What the exercise asks:
Give back the full listing, character for character, with no pictures.

Data for this exercise:
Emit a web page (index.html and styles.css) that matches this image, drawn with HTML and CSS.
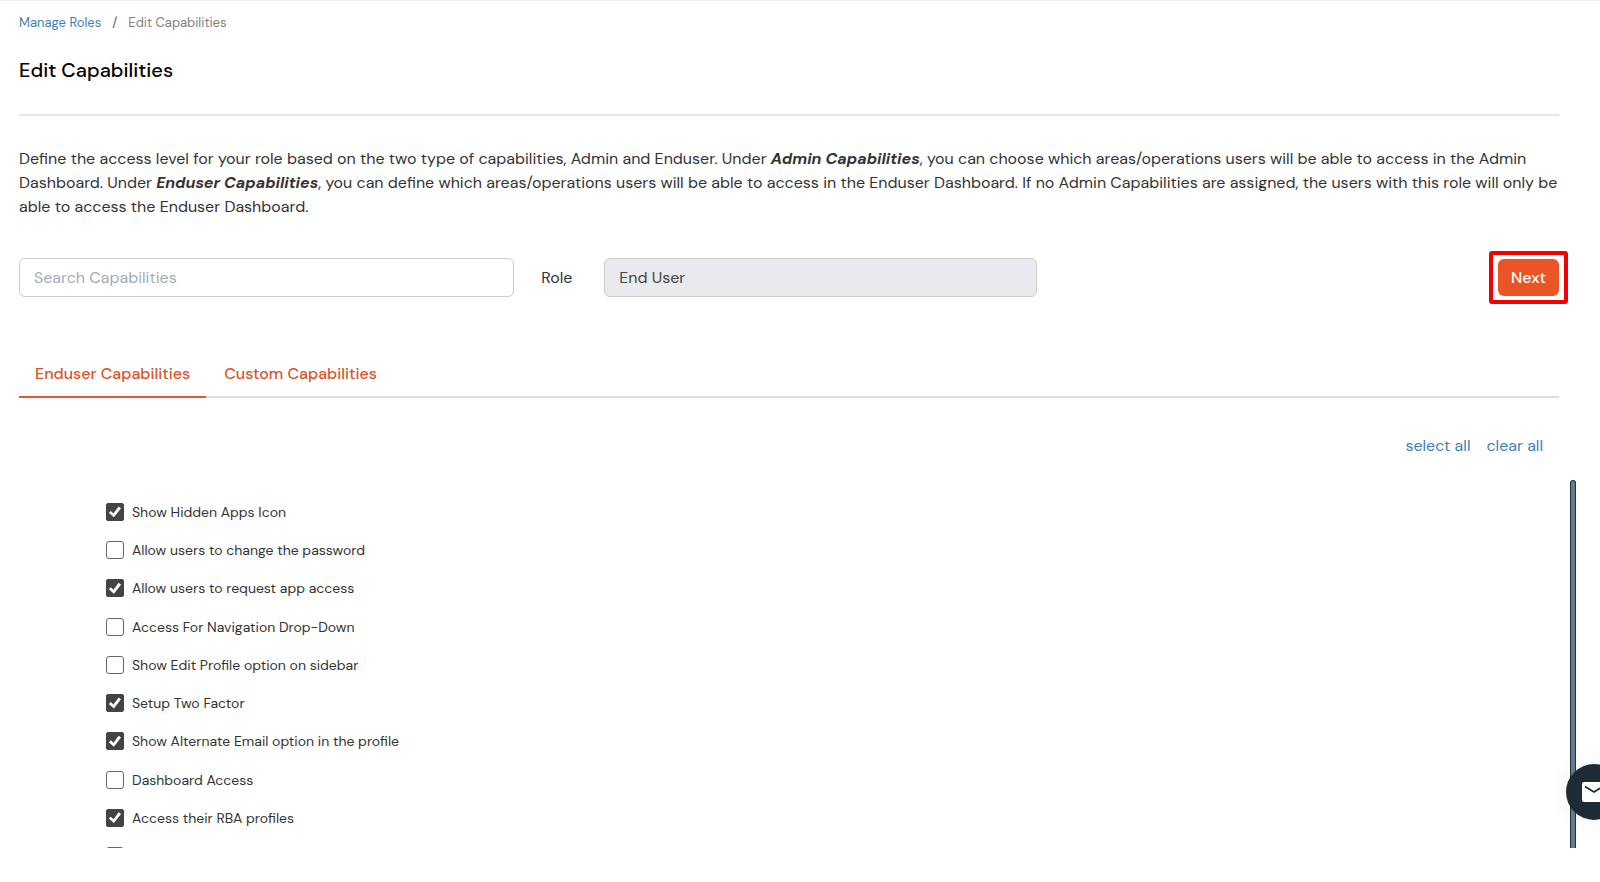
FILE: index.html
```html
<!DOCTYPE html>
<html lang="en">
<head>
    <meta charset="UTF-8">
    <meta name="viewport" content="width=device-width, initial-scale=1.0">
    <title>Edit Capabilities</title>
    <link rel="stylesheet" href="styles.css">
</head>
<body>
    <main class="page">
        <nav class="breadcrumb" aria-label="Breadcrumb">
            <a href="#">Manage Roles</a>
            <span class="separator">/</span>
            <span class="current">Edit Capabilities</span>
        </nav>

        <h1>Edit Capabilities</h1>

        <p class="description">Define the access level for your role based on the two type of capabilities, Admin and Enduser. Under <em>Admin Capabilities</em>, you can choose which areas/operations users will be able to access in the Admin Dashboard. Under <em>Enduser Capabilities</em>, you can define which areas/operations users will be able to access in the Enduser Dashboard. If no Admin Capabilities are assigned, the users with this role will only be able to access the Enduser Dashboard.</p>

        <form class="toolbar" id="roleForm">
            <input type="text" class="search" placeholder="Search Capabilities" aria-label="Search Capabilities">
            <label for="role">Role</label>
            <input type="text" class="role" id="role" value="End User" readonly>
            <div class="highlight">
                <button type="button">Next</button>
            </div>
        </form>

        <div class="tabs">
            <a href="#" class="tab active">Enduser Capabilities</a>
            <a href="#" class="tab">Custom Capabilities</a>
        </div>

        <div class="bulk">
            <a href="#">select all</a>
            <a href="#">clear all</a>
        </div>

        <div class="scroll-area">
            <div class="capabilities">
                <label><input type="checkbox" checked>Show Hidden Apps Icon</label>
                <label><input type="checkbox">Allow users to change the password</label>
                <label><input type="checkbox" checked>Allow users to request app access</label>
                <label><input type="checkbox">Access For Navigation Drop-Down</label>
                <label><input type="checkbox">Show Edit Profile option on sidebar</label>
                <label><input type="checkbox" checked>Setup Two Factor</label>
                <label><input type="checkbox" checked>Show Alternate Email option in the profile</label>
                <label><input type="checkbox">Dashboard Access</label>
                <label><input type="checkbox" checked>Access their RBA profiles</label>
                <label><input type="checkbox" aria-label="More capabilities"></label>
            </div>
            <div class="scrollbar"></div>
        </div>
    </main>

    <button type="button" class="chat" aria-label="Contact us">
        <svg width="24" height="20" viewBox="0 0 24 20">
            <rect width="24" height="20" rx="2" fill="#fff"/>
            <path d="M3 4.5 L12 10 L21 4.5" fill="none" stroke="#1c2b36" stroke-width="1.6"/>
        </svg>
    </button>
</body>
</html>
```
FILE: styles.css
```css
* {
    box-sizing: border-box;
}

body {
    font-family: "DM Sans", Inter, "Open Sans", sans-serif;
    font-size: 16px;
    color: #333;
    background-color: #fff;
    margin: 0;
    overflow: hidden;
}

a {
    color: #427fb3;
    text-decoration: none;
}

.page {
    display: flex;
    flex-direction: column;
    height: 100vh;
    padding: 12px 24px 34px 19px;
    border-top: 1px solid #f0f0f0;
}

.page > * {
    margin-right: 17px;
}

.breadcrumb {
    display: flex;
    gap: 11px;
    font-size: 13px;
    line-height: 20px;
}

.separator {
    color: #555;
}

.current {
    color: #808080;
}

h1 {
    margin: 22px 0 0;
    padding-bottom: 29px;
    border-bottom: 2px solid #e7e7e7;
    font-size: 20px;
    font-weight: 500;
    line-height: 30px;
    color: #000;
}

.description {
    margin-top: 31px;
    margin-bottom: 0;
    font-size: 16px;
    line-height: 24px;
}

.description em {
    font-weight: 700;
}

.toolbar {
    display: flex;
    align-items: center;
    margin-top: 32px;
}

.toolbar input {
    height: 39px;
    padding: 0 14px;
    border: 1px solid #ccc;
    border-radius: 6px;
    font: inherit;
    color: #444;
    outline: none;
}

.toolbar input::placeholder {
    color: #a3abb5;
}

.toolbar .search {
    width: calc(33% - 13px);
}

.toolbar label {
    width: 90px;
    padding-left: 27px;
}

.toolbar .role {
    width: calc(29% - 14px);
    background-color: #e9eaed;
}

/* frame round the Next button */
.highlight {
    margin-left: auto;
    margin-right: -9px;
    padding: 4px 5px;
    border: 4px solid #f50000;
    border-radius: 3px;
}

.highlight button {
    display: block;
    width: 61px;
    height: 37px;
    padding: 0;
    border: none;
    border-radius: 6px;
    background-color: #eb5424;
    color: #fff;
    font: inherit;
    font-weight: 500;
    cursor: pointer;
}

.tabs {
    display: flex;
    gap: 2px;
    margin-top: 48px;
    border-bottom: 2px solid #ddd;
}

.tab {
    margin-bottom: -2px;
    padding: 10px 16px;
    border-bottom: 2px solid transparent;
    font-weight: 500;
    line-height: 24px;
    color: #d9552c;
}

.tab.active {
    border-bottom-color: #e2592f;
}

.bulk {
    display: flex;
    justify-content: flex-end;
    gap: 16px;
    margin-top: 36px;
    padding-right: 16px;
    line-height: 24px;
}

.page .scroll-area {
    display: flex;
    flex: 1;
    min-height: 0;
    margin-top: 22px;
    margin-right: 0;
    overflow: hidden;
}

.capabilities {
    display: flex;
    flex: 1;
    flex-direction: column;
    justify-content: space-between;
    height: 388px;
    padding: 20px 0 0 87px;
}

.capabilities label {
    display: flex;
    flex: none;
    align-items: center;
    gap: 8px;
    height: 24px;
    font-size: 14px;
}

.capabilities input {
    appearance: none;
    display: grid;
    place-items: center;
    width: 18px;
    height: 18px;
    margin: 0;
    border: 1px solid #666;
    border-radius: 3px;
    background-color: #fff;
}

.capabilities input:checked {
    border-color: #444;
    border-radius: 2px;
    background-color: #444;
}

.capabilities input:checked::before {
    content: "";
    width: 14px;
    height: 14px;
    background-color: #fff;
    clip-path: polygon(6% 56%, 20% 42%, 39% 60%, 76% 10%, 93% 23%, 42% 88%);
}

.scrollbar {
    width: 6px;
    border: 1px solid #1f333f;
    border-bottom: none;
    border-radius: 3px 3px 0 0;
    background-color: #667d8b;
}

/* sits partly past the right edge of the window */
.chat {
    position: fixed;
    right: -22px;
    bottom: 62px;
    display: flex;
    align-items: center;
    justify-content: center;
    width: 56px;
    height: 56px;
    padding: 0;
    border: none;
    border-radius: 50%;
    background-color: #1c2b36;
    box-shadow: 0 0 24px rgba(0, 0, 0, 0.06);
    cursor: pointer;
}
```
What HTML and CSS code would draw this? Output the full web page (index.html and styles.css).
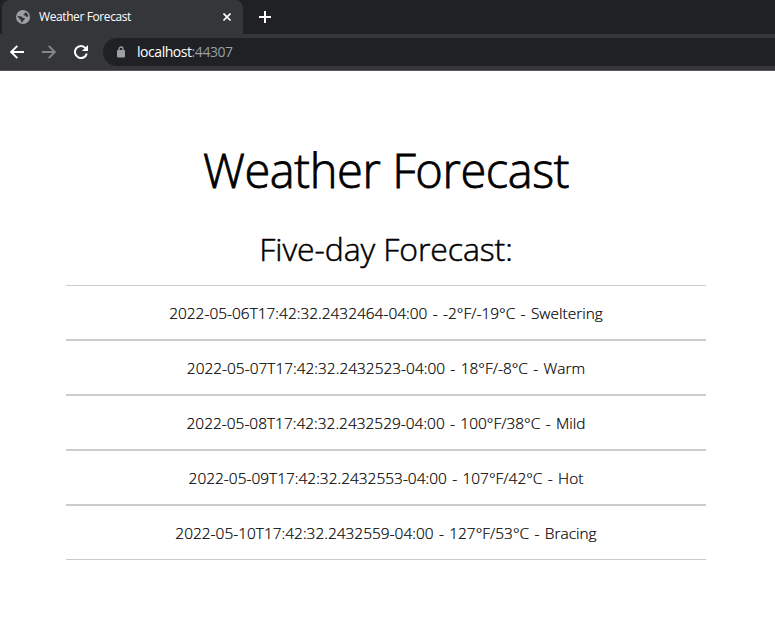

Final answer:
Emit a web page (index.html and styles.css) that matches this image, drawn with HTML and CSS.
FILE: index.html
```html
<!DOCTYPE html>
<html lang="en">
<head>
    <meta charset="UTF-8">
    <meta name="viewport" content="width=device-width, initial-scale=1.0">
    <title>Edit Capabilities</title>
    <link rel="stylesheet" href="styles.css">
</head>
<body>
    <main class="page">
        <nav class="breadcrumb" aria-label="Breadcrumb">
            <a href="#">Manage Roles</a>
            <span class="separator">/</span>
            <span class="current">Edit Capabilities</span>
        </nav>

        <h1>Edit Capabilities</h1>

        <p class="description">Define the access level for your role based on the two type of capabilities, Admin and Enduser. Under <em>Admin Capabilities</em>, you can choose which areas/operations users will be able to access in the Admin Dashboard. Under <em>Enduser Capabilities</em>, you can define which areas/operations users will be able to access in the Enduser Dashboard. If no Admin Capabilities are assigned, the users with this role will only be able to access the Enduser Dashboard.</p>

        <form class="toolbar" id="roleForm">
            <input type="text" class="search" placeholder="Search Capabilities" aria-label="Search Capabilities">
            <label for="role">Role</label>
            <input type="text" class="role" id="role" value="End User" readonly>
            <div class="highlight">
                <button type="button">Next</button>
            </div>
        </form>

        <div class="tabs">
            <a href="#" class="tab active">Enduser Capabilities</a>
            <a href="#" class="tab">Custom Capabilities</a>
        </div>

        <div class="bulk">
            <a href="#">select all</a>
            <a href="#">clear all</a>
        </div>

        <div class="scroll-area">
            <div class="capabilities">
                <label><input type="checkbox" checked>Show Hidden Apps Icon</label>
                <label><input type="checkbox">Allow users to change the password</label>
                <label><input type="checkbox" checked>Allow users to request app access</label>
                <label><input type="checkbox">Access For Navigation Drop-Down</label>
                <label><input type="checkbox">Show Edit Profile option on sidebar</label>
                <label><input type="checkbox" checked>Setup Two Factor</label>
                <label><input type="checkbox" checked>Show Alternate Email option in the profile</label>
                <label><input type="checkbox">Dashboard Access</label>
                <label><input type="checkbox" checked>Access their RBA profiles</label>
                <label><input type="checkbox" aria-label="More capabilities"></label>
            </div>
            <div class="scrollbar"></div>
        </div>
    </main>

    <button type="button" class="chat" aria-label="Contact us">
        <svg width="24" height="20" viewBox="0 0 24 20">
            <rect width="24" height="20" rx="2" fill="#fff"/>
            <path d="M3 4.5 L12 10 L21 4.5" fill="none" stroke="#1c2b36" stroke-width="1.6"/>
        </svg>
    </button>
</body>
</html>
```
FILE: styles.css
```css
* {
    box-sizing: border-box;
}

body {
    font-family: "DM Sans", Inter, "Open Sans", sans-serif;
    font-size: 16px;
    color: #333;
    background-color: #fff;
    margin: 0;
    overflow: hidden;
}

a {
    color: #427fb3;
    text-decoration: none;
}

.page {
    display: flex;
    flex-direction: column;
    height: 100vh;
    padding: 12px 24px 34px 19px;
    border-top: 1px solid #f0f0f0;
}

.page > * {
    margin-right: 17px;
}

.breadcrumb {
    display: flex;
    gap: 11px;
    font-size: 13px;
    line-height: 20px;
}

.separator {
    color: #555;
}

.current {
    color: #808080;
}

h1 {
    margin: 22px 0 0;
    padding-bottom: 29px;
    border-bottom: 2px solid #e7e7e7;
    font-size: 20px;
    font-weight: 500;
    line-height: 30px;
    color: #000;
}

.description {
    margin-top: 31px;
    margin-bottom: 0;
    font-size: 16px;
    line-height: 24px;
}

.description em {
    font-weight: 700;
}

.toolbar {
    display: flex;
    align-items: center;
    margin-top: 32px;
}

.toolbar input {
    height: 39px;
    padding: 0 14px;
    border: 1px solid #ccc;
    border-radius: 6px;
    font: inherit;
    color: #444;
    outline: none;
}

.toolbar input::placeholder {
    color: #a3abb5;
}

.toolbar .search {
    width: calc(33% - 13px);
}

.toolbar label {
    width: 90px;
    padding-left: 27px;
}

.toolbar .role {
    width: calc(29% - 14px);
    background-color: #e9eaed;
}

/* frame round the Next button */
.highlight {
    margin-left: auto;
    margin-right: -9px;
    padding: 4px 5px;
    border: 4px solid #f50000;
    border-radius: 3px;
}

.highlight button {
    display: block;
    width: 61px;
    height: 37px;
    padding: 0;
    border: none;
    border-radius: 6px;
    background-color: #eb5424;
    color: #fff;
    font: inherit;
    font-weight: 500;
    cursor: pointer;
}

.tabs {
    display: flex;
    gap: 2px;
    margin-top: 48px;
    border-bottom: 2px solid #ddd;
}

.tab {
    margin-bottom: -2px;
    padding: 10px 16px;
    border-bottom: 2px solid transparent;
    font-weight: 500;
    line-height: 24px;
    color: #d9552c;
}

.tab.active {
    border-bottom-color: #e2592f;
}

.bulk {
    display: flex;
    justify-content: flex-end;
    gap: 16px;
    margin-top: 36px;
    padding-right: 16px;
    line-height: 24px;
}

.page .scroll-area {
    display: flex;
    flex: 1;
    min-height: 0;
    margin-top: 22px;
    margin-right: 0;
    overflow: hidden;
}

.capabilities {
    display: flex;
    flex: 1;
    flex-direction: column;
    justify-content: space-between;
    height: 388px;
    padding: 20px 0 0 87px;
}

.capabilities label {
    display: flex;
    flex: none;
    align-items: center;
    gap: 8px;
    height: 24px;
    font-size: 14px;
}

.capabilities input {
    appearance: none;
    display: grid;
    place-items: center;
    width: 18px;
    height: 18px;
    margin: 0;
    border: 1px solid #666;
    border-radius: 3px;
    background-color: #fff;
}

.capabilities input:checked {
    border-color: #444;
    border-radius: 2px;
    background-color: #444;
}

.capabilities input:checked::before {
    content: "";
    width: 14px;
    height: 14px;
    background-color: #fff;
    clip-path: polygon(6% 56%, 20% 42%, 39% 60%, 76% 10%, 93% 23%, 42% 88%);
}

.scrollbar {
    width: 6px;
    border: 1px solid #1f333f;
    border-bottom: none;
    border-radius: 3px 3px 0 0;
    background-color: #667d8b;
}

/* sits partly past the right edge of the window */
.chat {
    position: fixed;
    right: -22px;
    bottom: 62px;
    display: flex;
    align-items: center;
    justify-content: center;
    width: 56px;
    height: 56px;
    padding: 0;
    border: none;
    border-radius: 50%;
    background-color: #1c2b36;
    box-shadow: 0 0 24px rgba(0, 0, 0, 0.06);
    cursor: pointer;
}
```
What HTML and CSS code would draw this? Output the full web page (index.html and styles.css).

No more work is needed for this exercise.